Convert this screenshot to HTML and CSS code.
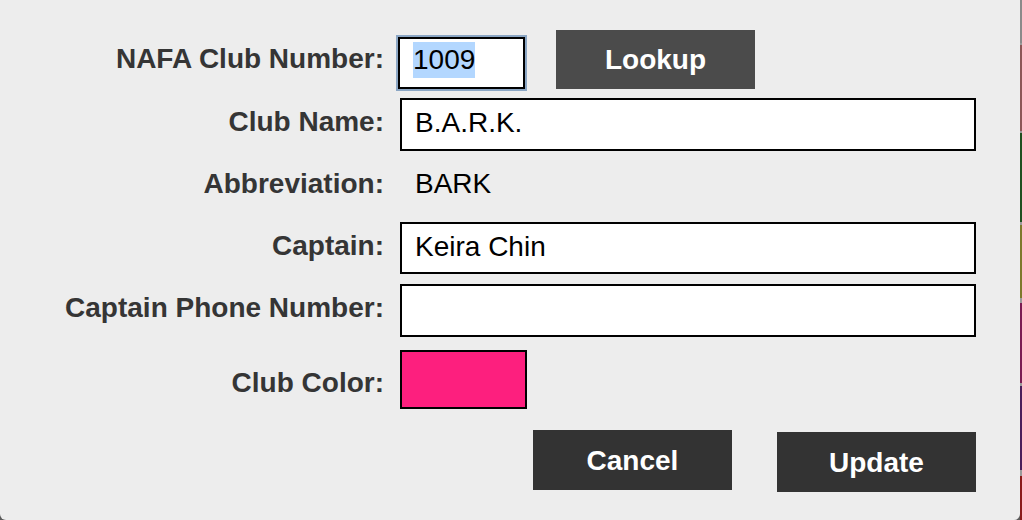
FILE: index.html
```html
<!DOCTYPE html>
<html>
<head>
<meta charset="utf-8">
<link rel="stylesheet" href="styles.css">
</head>
<body>
<div class="screen">
  <div class="dialog">
    <div class="form">
      <div class="row row-top">
        <div class="label label-top">NAFA Club Number:</div>
        <div class="lookup-group">
          <div class="field field-number"><span class="selected">1009</span></div>
          <div class="btn btn-lookup">Lookup</div>
        </div>
      </div>
      <div class="row row-name">
        <div class="label">Club Name:</div>
        <div class="field">B.A.R.K.</div>
      </div>
      <div class="row row-abbr">
        <div class="label">Abbreviation:</div>
        <div class="value">BARK</div>
      </div>
      <div class="row row-captain">
        <div class="label">Captain:</div>
        <div class="field field-52">Keira Chin</div>
      </div>
      <div class="row row-phone">
        <div class="label">Captain Phone Number:</div>
        <div class="field"></div>
      </div>
      <div class="row row-color">
        <div class="label label-low">Club Color:</div>
        <div class="swatch"></div>
      </div>
      <div class="actions">
        <div class="btn btn-dark">Cancel</div>
        <div class="btn btn-dark btn-update">Update</div>
      </div>
    </div>
  </div>
  <div class="strip">
    <div class="band b-gray"></div>
    <div class="band sep s2"></div>
    <div class="band b-brown"></div>
    <div class="band sep s2"></div>
    <div class="band b-green"></div>
    <div class="band sep s3"></div>
    <div class="band b-olive"></div>
    <div class="band sep s5"></div>
    <div class="band b-magenta"></div>
    <div class="band sep s3"></div>
    <div class="band b-purple"></div>
    <div class="band sep s6"></div>
    <div class="band b-red"></div>
  </div>
</div>
</body>
</html>
```

FILE: styles.css
```css
html, body {
  margin: 0;
  padding: 0;
  background: #5a5a5a;
}

body {
  font-family: "Liberation Sans", Arial, sans-serif;
  font-size: 28px;
}

.screen {
  display: flex;
  width: 1022px;
  height: 520px;
  overflow: hidden;
}

.dialog {
  width: 1020px;
  height: 520px;
  background: #ededed;
  border-radius: 0 0 6px 6px;
  flex: none;
}

.form {
  width: 976px;
  padding-top: 30px;
  display: flex;
  flex-direction: column;
}

.row {
  display: grid;
  grid-template-columns: 384px 576px;
  column-gap: 16px;
  align-items: center;
}

.label {
  font-weight: bold;
  color: #353535;
  text-align: right;
  line-height: 31px;
  padding-bottom: 6px;
  white-space: nowrap;
}

.row-top {
  align-items: start;
}

.label-top {
  margin-top: 13px;
  padding-bottom: 0;
}

.label-low {
  padding-bottom: 0;
  padding-top: 5px;
}

.lookup-group {
  display: flex;
  align-items: flex-start;
}

.field {
  box-sizing: border-box;
  height: 53px;
  background: #ffffff;
  border: 2px solid #000000;
  padding: 0 13px 4px;
  display: flex;
  align-items: center;
  line-height: 31px;
  color: #000000;
}

.field-52 {
  height: 52px;
}

.field-number {
  width: 127px;
  height: 52px;
  margin-top: 7px;
  margin-left: -2px;
  align-items: flex-start;
  padding: 3px 0 0 13px;
  box-shadow: 0 0 0 2px #8ba6c4;
}

.selected {
  display: inline-block;
  height: 36px;
  line-height: 36px;
  background: #b3d7ff;
}

.btn {
  box-sizing: border-box;
  width: 199px;
  height: 60px;
  display: flex;
  align-items: center;
  justify-content: center;
  color: #ffffff;
  font-weight: bold;
  line-height: 31px;
}

.btn-lookup {
  height: 59px;
  margin-left: 31px;
  background: #4b4b4b;
}

.btn-dark {
  background: #333333;
}

.row-name {
  margin-top: 9px;
}

.row-abbr {
  margin-top: 17px;
  align-items: start;
}

.value {
  line-height: 31px;
  padding-left: 15px;
  color: #000000;
}

.row-captain {
  margin-top: 17px;
}

.row-phone {
  margin-top: 10px;
}

.row-color {
  margin-top: 13px;
}

.swatch {
  box-sizing: border-box;
  width: 127px;
  height: 59px;
  background: #fd1f7e;
  border: 2px solid #000000;
}

.actions {
  margin-top: 21px;
  display: flex;
  justify-content: flex-end;
  align-items: flex-start;
  gap: 45px;
}

.btn-update {
  margin-top: 2px;
}

.strip {
  width: 2px;
  height: 520px;
  display: flex;
  flex-direction: column;
  flex: none;
}

.band { flex: none; }
.sep { background: #9a9a9a; }
.s2 { height: 2px; }
.s3 { height: 3px; }
.s5 { height: 5px; }
.s6 { height: 6px; }
.b-gray { height: 43px; background: #8a8a8a; }
.b-brown { height: 86px; background: #8c5656; }
.b-green { height: 89px; background: #1f4f1f; }
.b-olive { height: 73px; background: #7d792c; }
.b-magenta { height: 80px; background: #7a1b52; }
.b-purple { height: 84px; background: #4a1c5a; }
.b-red { height: 44px; background: #8a1a1a; }
```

··········

Set down all the data again exactly as above, pictures excluded.

Convert this screenshot to HTML and CSS code.
FILE: index.html
```html
<!DOCTYPE html>
<html>
<head>
<meta charset="utf-8">
<link rel="stylesheet" href="styles.css">
</head>
<body>
<div class="screen">
  <div class="dialog">
    <div class="form">
      <div class="row row-top">
        <div class="label label-top">NAFA Club Number:</div>
        <div class="lookup-group">
          <div class="field field-number"><span class="selected">1009</span></div>
          <div class="btn btn-lookup">Lookup</div>
        </div>
      </div>
      <div class="row row-name">
        <div class="label">Club Name:</div>
        <div class="field">B.A.R.K.</div>
      </div>
      <div class="row row-abbr">
        <div class="label">Abbreviation:</div>
        <div class="value">BARK</div>
      </div>
      <div class="row row-captain">
        <div class="label">Captain:</div>
        <div class="field field-52">Keira Chin</div>
      </div>
      <div class="row row-phone">
        <div class="label">Captain Phone Number:</div>
        <div class="field"></div>
      </div>
      <div class="row row-color">
        <div class="label label-low">Club Color:</div>
        <div class="swatch"></div>
      </div>
      <div class="actions">
        <div class="btn btn-dark">Cancel</div>
        <div class="btn btn-dark btn-update">Update</div>
      </div>
    </div>
  </div>
  <div class="strip">
    <div class="band b-gray"></div>
    <div class="band sep s2"></div>
    <div class="band b-brown"></div>
    <div class="band sep s2"></div>
    <div class="band b-green"></div>
    <div class="band sep s3"></div>
    <div class="band b-olive"></div>
    <div class="band sep s5"></div>
    <div class="band b-magenta"></div>
    <div class="band sep s3"></div>
    <div class="band b-purple"></div>
    <div class="band sep s6"></div>
    <div class="band b-red"></div>
  </div>
</div>
</body>
</html>
```

FILE: styles.css
```css
html, body {
  margin: 0;
  padding: 0;
  background: #5a5a5a;
}

body {
  font-family: "Liberation Sans", Arial, sans-serif;
  font-size: 28px;
}

.screen {
  display: flex;
  width: 1022px;
  height: 520px;
  overflow: hidden;
}

.dialog {
  width: 1020px;
  height: 520px;
  background: #ededed;
  border-radius: 0 0 6px 6px;
  flex: none;
}

.form {
  width: 976px;
  padding-top: 30px;
  display: flex;
  flex-direction: column;
}

.row {
  display: grid;
  grid-template-columns: 384px 576px;
  column-gap: 16px;
  align-items: center;
}

.label {
  font-weight: bold;
  color: #353535;
  text-align: right;
  line-height: 31px;
  padding-bottom: 6px;
  white-space: nowrap;
}

.row-top {
  align-items: start;
}

.label-top {
  margin-top: 13px;
  padding-bottom: 0;
}

.label-low {
  padding-bottom: 0;
  padding-top: 5px;
}

.lookup-group {
  display: flex;
  align-items: flex-start;
}

.field {
  box-sizing: border-box;
  height: 53px;
  background: #ffffff;
  border: 2px solid #000000;
  padding: 0 13px 4px;
  display: flex;
  align-items: center;
  line-height: 31px;
  color: #000000;
}

.field-52 {
  height: 52px;
}

.field-number {
  width: 127px;
  height: 52px;
  margin-top: 7px;
  margin-left: -2px;
  align-items: flex-start;
  padding: 3px 0 0 13px;
  box-shadow: 0 0 0 2px #8ba6c4;
}

.selected {
  display: inline-block;
  height: 36px;
  line-height: 36px;
  background: #b3d7ff;
}

.btn {
  box-sizing: border-box;
  width: 199px;
  height: 60px;
  display: flex;
  align-items: center;
  justify-content: center;
  color: #ffffff;
  font-weight: bold;
  line-height: 31px;
}

.btn-lookup {
  height: 59px;
  margin-left: 31px;
  background: #4b4b4b;
}

.btn-dark {
  background: #333333;
}

.row-name {
  margin-top: 9px;
}

.row-abbr {
  margin-top: 17px;
  align-items: start;
}

.value {
  line-height: 31px;
  padding-left: 15px;
  color: #000000;
}

.row-captain {
  margin-top: 17px;
}

.row-phone {
  margin-top: 10px;
}

.row-color {
  margin-top: 13px;
}

.swatch {
  box-sizing: border-box;
  width: 127px;
  height: 59px;
  background: #fd1f7e;
  border: 2px solid #000000;
}

.actions {
  margin-top: 21px;
  display: flex;
  justify-content: flex-end;
  align-items: flex-start;
  gap: 45px;
}

.btn-update {
  margin-top: 2px;
}

.strip {
  width: 2px;
  height: 520px;
  display: flex;
  flex-direction: column;
  flex: none;
}

.band { flex: none; }
.sep { background: #9a9a9a; }
.s2 { height: 2px; }
.s3 { height: 3px; }
.s5 { height: 5px; }
.s6 { height: 6px; }
.b-gray { height: 43px; background: #8a8a8a; }
.b-brown { height: 86px; background: #8c5656; }
.b-green { height: 89px; background: #1f4f1f; }
.b-olive { height: 73px; background: #7d792c; }
.b-magenta { height: 80px; background: #7a1b52; }
.b-purple { height: 84px; background: #4a1c5a; }
.b-red { height: 44px; background: #8a1a1a; }
```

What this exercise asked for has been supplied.